The world’s biggest art fair showcasing work made by those who are self-taught or outside the professional art mainstream in some way, the Outsider Art Fair celebrates exciting new artists from across the world. Fair Director Rebecca Hoffman explains. 

First of all can you explain the Outsider Art Fair?

It gives a platform to artists and artworks that are created without any influence from academic or mainstream art historical references. It is truly unique in the art world landscape – there are no other art fairs dedicated to the work that we champion.

So tell us about an artist at this year’s fair who epitomises that ethos?

Well, the independent Parisian curator Antoine Gentil will be displaying the works of the artist Isidore in the same manner in which the artist shows and sells his work on the streets of Paris. In Paris, Isidore allows his clients and visitors to name their own price, a model that Gentil will extend for Outsider Art Fair visitors.

But is the idea of an outsider artist having to be represented by an established gallery in order to get noticed a bit of a paradox?

Well, outsider art has always had a renegade spirit to it. And I don’t believe there is a paradox: in the majority of cases these artists aren’t even advocating for themselves and it takes a third party to bring the work to the public’s attention. 

What are you particularly looking forward to this year?

I am very excited for the Creative Growth Presents booth – a booth dedicated to the aboriginal works from the Mangkaja Art Center in Australia. Also, I am looking forward to seeing the works of German artist, Dietmar Busse, shown by Fierman Gallery. Busse, although trained as a fashion photographer, abandoned his high gloss images for grittier and more expressive works looking at 20th century German history. Lastly, I am very pleased to be working with Howard Greenberg Gallery for the first time on a solo booth of Vivian Meier’s photographs.

The curated project on indigenous Peruvian art looks fascinating, too. 

Yes, The Hummingbird Paints Fragrant Songs  is an exhibition of the Shipibo artists Sara Flores and Celia Vasquez Yui.
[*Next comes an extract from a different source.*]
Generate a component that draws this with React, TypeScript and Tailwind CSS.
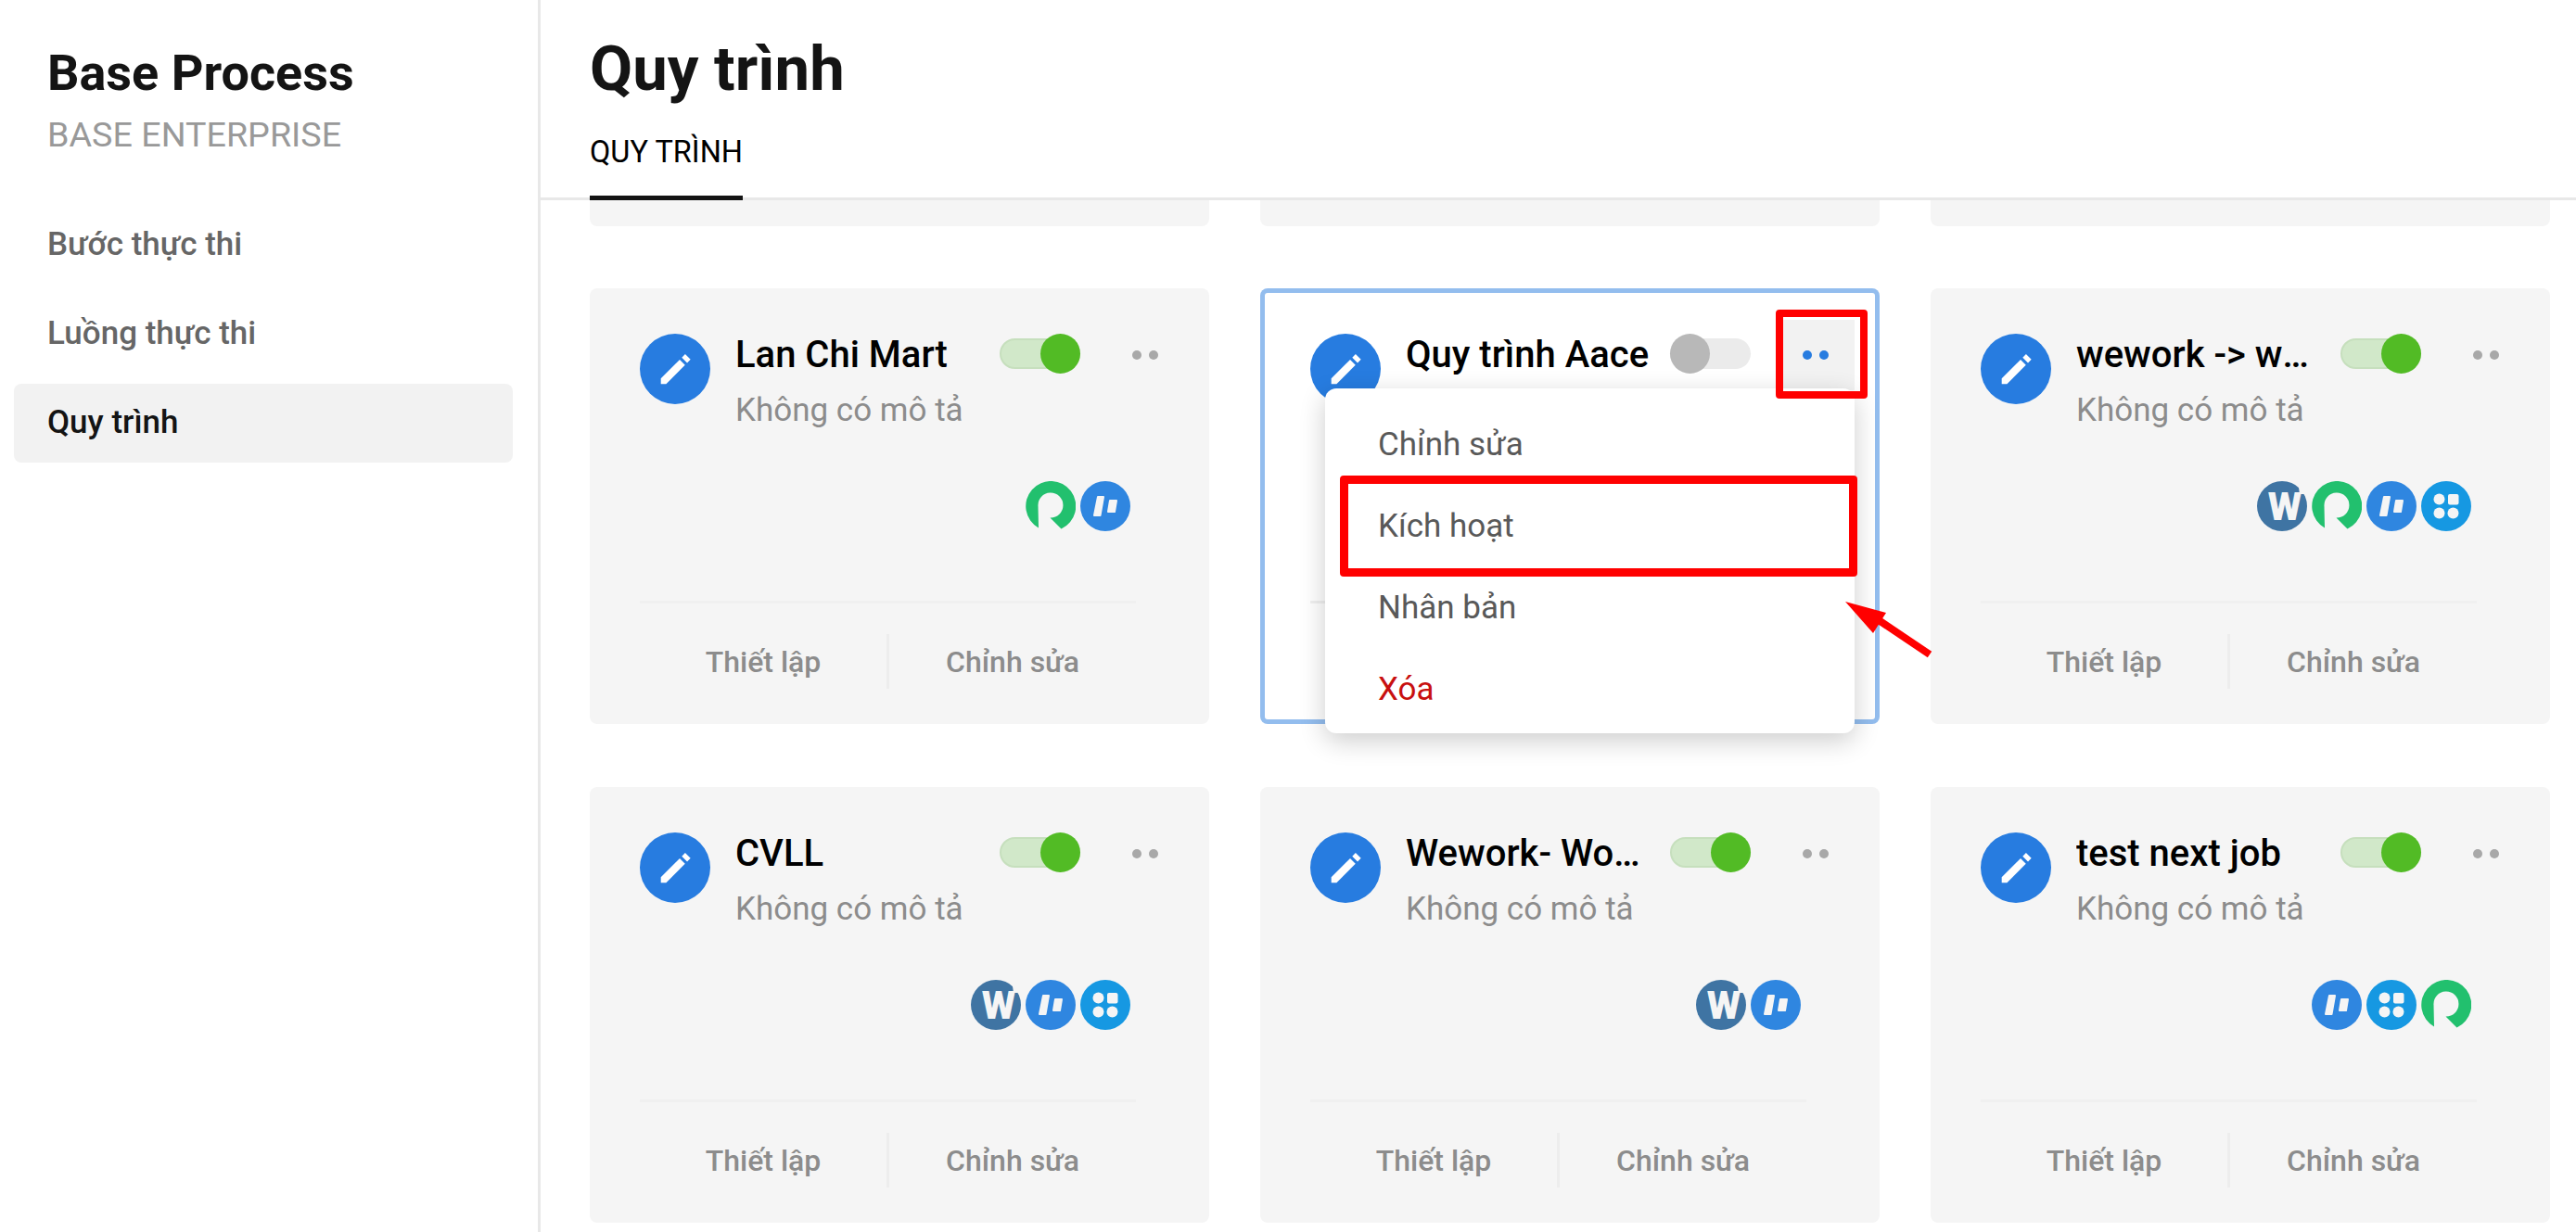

Learning that Flores’ works were created by a shaman who utilises her canvases as a means to heal the world – in conjunction with the ayahuasca ceremonies she performs – fascinated me. It’s great to bring light to these two artists who live and work in a region of the Peruvian Amazon where indigenous peoples are struggling for their cultural and social survival.

There are also galleries at the fair from Tokyo and New Delhi. Does it feel to you that the character of outsider art changes from country to country?

We at Outsider Art Fair have been working hard to provide a continued expanded global view of the outsider art field – making it clear that raw creativity exists everywhere.